Exercise objective: Word for word, print each line of the listing below; pictures stay out.

Collected data:
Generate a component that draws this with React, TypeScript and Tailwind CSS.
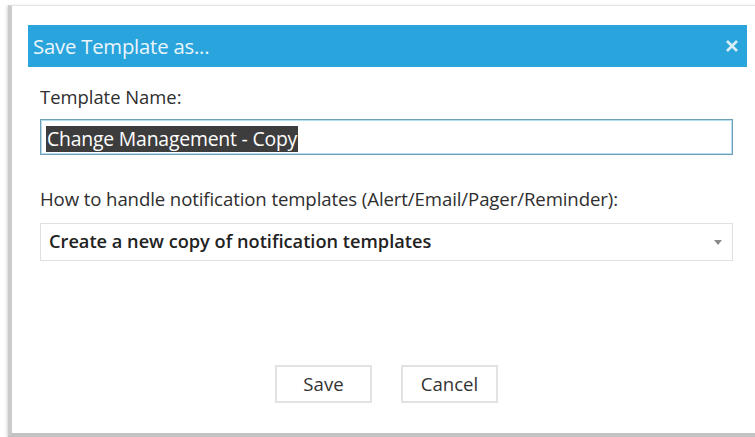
export default function App() {
  return (
    <div className="w-[755px] h-[437px] overflow-hidden bg-white font-['Open_Sans',sans-serif]">
      <div className="pt-[5px] pl-[8px]">
        {/* Dialog window */}
        <div className="w-[770px] h-[432px] bg-white border-t border-t-[#e6e6e6] border-l-[4px] border-l-[#cbcbcb] border-b-[4px] border-b-[#c2c2c2] shadow-[-1px_1px_3px_rgba(0,0,0,0.18)] pl-[16px] pt-[19px]">
          <div className="w-[719px]">
            {/* Title bar */}
            <div className="h-[42px] bg-[#2aa4dc] flex items-center justify-between pl-[5px] pr-[7px]">
              <span className="text-[20.3px] text-[#eaf6fc] tracking-[-0.2px]">Save Template as...</span>
              <svg width="14" height="14" viewBox="0 0 14 14" className="mr-[1px]">
                <path d="M2 2 L12 12 M12 2 L2 12" stroke="#d8eef9" strokeWidth="2.6" strokeLinecap="butt" />
              </svg>
            </div>

            <div className="pl-[12px] pr-[14px]">
              <div className="mt-[19px] text-[18.4px] leading-[22px] text-[#2e2e2e]">Template Name:</div>

              {/* Name input */}
              <div className="mt-[11px] h-[36px] border border-[#6f9fb3] shadow-[inset_0_0_0_1px_#b3dff0] flex items-center pl-[5px] pt-[3px]">
                <span className="bg-[#3d3d3d] text-white text-[19.4px] leading-[26px] px-[1px] tracking-[-0.2px]">Change Management - Copy</span>
              </div>

              <div className="mt-[33px] text-[18.6px] leading-[22px] text-[#2e2e2e] tracking-[-0.1px]">
                How to handle notification templates (Alert/Email/Pager/Reminder):
              </div>

              {/* Notification handling select */}
              <div className="mt-[13px] h-[38px] border border-[#e0e0e0] flex items-center justify-between pl-[8px] pr-[10px]">
                <span className="text-[18.2px] font-semibold text-[#222]">Create a new copy of notification templates</span>
                <svg width="8" height="5" viewBox="0 0 8 5">
                  <path d="M0 0 H8 L4 5 Z" fill="#8a8a8a" />
                </svg>
              </div>

              {/* Actions */}
              <div className="mt-[104px] flex justify-center gap-[29px]">
                <button className="w-[97px] h-[38px] border-2 border-[#e2e2e2] bg-white text-[18.6px] text-[#333]">Save</button>
                <button className="w-[97px] h-[38px] border-2 border-[#e2e2e2] bg-white text-[18.6px] text-[#333]">Cancel</button>
              </div>
            </div>
          </div>
        </div>
      </div>
    </div>
  );
}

Exercise result:
Generate a component that draws this with React, TypeScript and Tailwind CSS.
export default function App() {
  return (
    <div className="w-[755px] h-[437px] overflow-hidden bg-white font-['Open_Sans',sans-serif]">
      <div className="pt-[5px] pl-[8px]">
        {/* Dialog window */}
        <div className="w-[770px] h-[432px] bg-white border-t border-t-[#e6e6e6] border-l-[4px] border-l-[#cbcbcb] border-b-[4px] border-b-[#c2c2c2] shadow-[-1px_1px_3px_rgba(0,0,0,0.18)] pl-[16px] pt-[19px]">
          <div className="w-[719px]">
            {/* Title bar */}
            <div className="h-[42px] bg-[#2aa4dc] flex items-center justify-between pl-[5px] pr-[7px]">
              <span className="text-[20.3px] text-[#eaf6fc] tracking-[-0.2px]">Save Template as...</span>
              <svg width="14" height="14" viewBox="0 0 14 14" className="mr-[1px]">
                <path d="M2 2 L12 12 M12 2 L2 12" stroke="#d8eef9" strokeWidth="2.6" strokeLinecap="butt" />
              </svg>
            </div>

            <div className="pl-[12px] pr-[14px]">
              <div className="mt-[19px] text-[18.4px] leading-[22px] text-[#2e2e2e]">Template Name:</div>

              {/* Name input */}
              <div className="mt-[11px] h-[36px] border border-[#6f9fb3] shadow-[inset_0_0_0_1px_#b3dff0] flex items-center pl-[5px] pt-[3px]">
                <span className="bg-[#3d3d3d] text-white text-[19.4px] leading-[26px] px-[1px] tracking-[-0.2px]">Change Management - Copy</span>
              </div>

              <div className="mt-[33px] text-[18.6px] leading-[22px] text-[#2e2e2e] tracking-[-0.1px]">
                How to handle notification templates (Alert/Email/Pager/Reminder):
              </div>

              {/* Notification handling select */}
              <div className="mt-[13px] h-[38px] border border-[#e0e0e0] flex items-center justify-between pl-[8px] pr-[10px]">
                <span className="text-[18.2px] font-semibold text-[#222]">Create a new copy of notification templates</span>
                <svg width="8" height="5" viewBox="0 0 8 5">
                  <path d="M0 0 H8 L4 5 Z" fill="#8a8a8a" />
                </svg>
              </div>

              {/* Actions */}
              <div className="mt-[104px] flex justify-center gap-[29px]">
                <button className="w-[97px] h-[38px] border-2 border-[#e2e2e2] bg-white text-[18.6px] text-[#333]">Save</button>
                <button className="w-[97px] h-[38px] border-2 border-[#e2e2e2] bg-white text-[18.6px] text-[#333]">Cancel</button>
              </div>
            </div>
          </div>
        </div>
      </div>
    </div>
  );
}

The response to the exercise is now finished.